The hydrodynamic capacitance is therefore:

$C_h=K_{fluid} V$

### Elastic tubes

We define the tube dilatability as

$K_{tube}=\frac{1}{V_{tube}}\frac{\partial V_{tube}}{\partial P}$

It has a positive sign, since the tube volume increases with pressure.

The tube dilatability is approximately the inverse of the Young modulus $K\simeq 1/E.$ The following table gives order of magnitude of this dilatability for different materials

 $K_{tube}$ steel $\scriptstyle 0.5\times 10^{-6}$/bar plastic $0.01$/bar rubber $0.1$/bar

This value can be interpreted in the following way: if the pressure is increased by 1 bar the relative volume increase is $K_{tube}$

Assuming a uniform pressure in the tube (which is not true in long tube where pressure decreases subtantially) , we find a flow rate entering the tube to inflate to be

$Q=\frac{dV_{tube}}{dt}=K_{tube}V\frac{\Delta P}{dt}$

The hydrodynamic capacitance is therefore

$C_{h}=K_{tube}V.$

## Modelling of an elastic long tube with a substantial pressure drop

We consider a tube of length $L$ on which a pressure difference $\Delta P$ is applied. In the tube, the pressure decreases along the tube coordinate $x$ as $P(x)=P_0+(1-x/L)\Delta P$. The dilatation is therefore not homogeneous: larger near the entrance.
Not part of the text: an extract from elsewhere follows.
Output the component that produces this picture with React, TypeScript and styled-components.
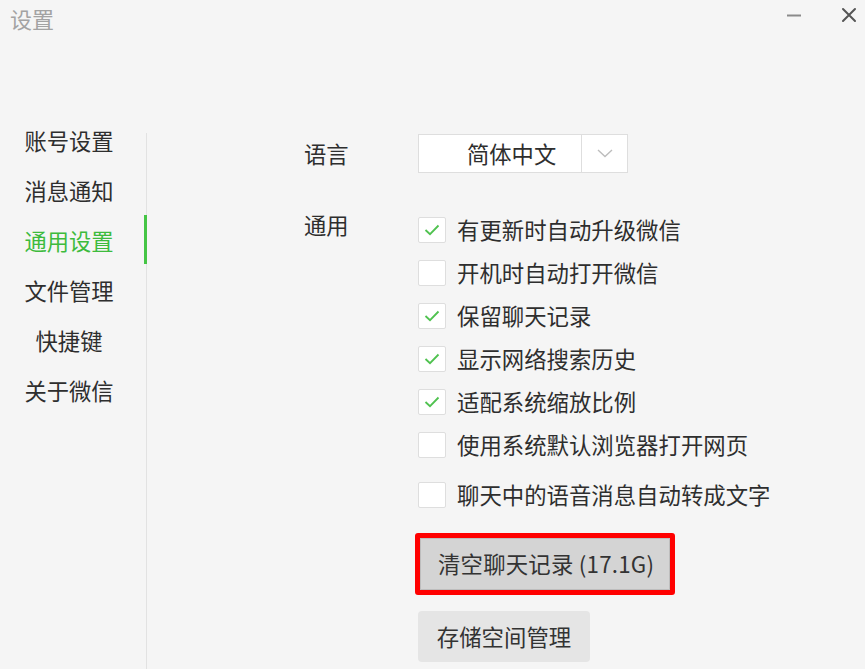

The volume increase of the tube (compared to the rest situation at pressure $P_0$) is

$\Delta V=\int_0^L \left(1-\frac{x}{L}\right)\Delta P \; K_{tube} \frac{dx}{L} V_{tube}=\frac{\Delta P}{2}K_{tube} V.$

We have integrated the inflation of small volumes $dx/L\times V_{tube}$.

Equivalent circuit to a long elastic tube

We obtain that the flow due to dilatation is

$Q=\frac{d\Delta V}{dt}=C_{tube}\frac{d\Delta P/2}{dt}$

meaning that only half the pressure difference loads the volume capacitor. The capacitor is placed in the middle of the channel, where the overpressure is half, see figure.

## Application: syringe injection in a microchannel

The syringe may be considered as a tube of diameter $R$ and volume $V$, while the cylindrical microchannel has a diameter $r\ll R$ , a volume $v\ll V$, and a length $l$. The resistance of the microchannel $R_v=8\mu l/\pi r^4$ is much larger than that of the syringe: $R_v \gg R_V$. However the capacitance of the syringe is usually much larger: $C_V \gg C_v$, due to a large surface area of walls (if the walls are elastic) and due to much larger volume of the syringe (if the liquid is compressible).

The equivalent circuit is shown in the picture.

Equivalent circuit to a long elastic tube

The total flow is distributed in the microchannel branch and the capacitor branch:

$Q_{piston}=\frac{1}{R_v}\Delta P+C_V\frac{d\Delta P}{dt}$

If the piston is suddenly started, initially water or tube elasticity will absorb the flow, and the flow approaches its stationary state assymptotically, with the characteristic time given as follows:

$\tau=R_v \,C_V=\frac{8\mu l}{\pi r^4} V K,$

where $K$ is the effective compressibility (both from the compressibility of liquid and from the elasticity of the container).

As an example, we take a microchannel of radius 10 micrometers, length 1 cm and a syringe of volume 1cc: the characteristic time is 10 seconds, if the syringe is rigid (glass) and $K=K_{water}$, while it takes up to 1000 seconds if the syringe is made from plastic $K=K_{plastic}$ !

As a conclusion, for practical realization of microfluidic networks:

• avoid elastic tubes and prefer metallic tubes for a faster equilibration
• avoid elastic glues in contact with the liquid: they will compress
• avoid bubbles in the system, the compressibility of any gas is extremely high compared to plastic!
• impose pressure with a valve, instead of piston velocity: the pressure equilibrates at the speed of sound in the liquid and changes in pressure are very rapidly applied to the whole system.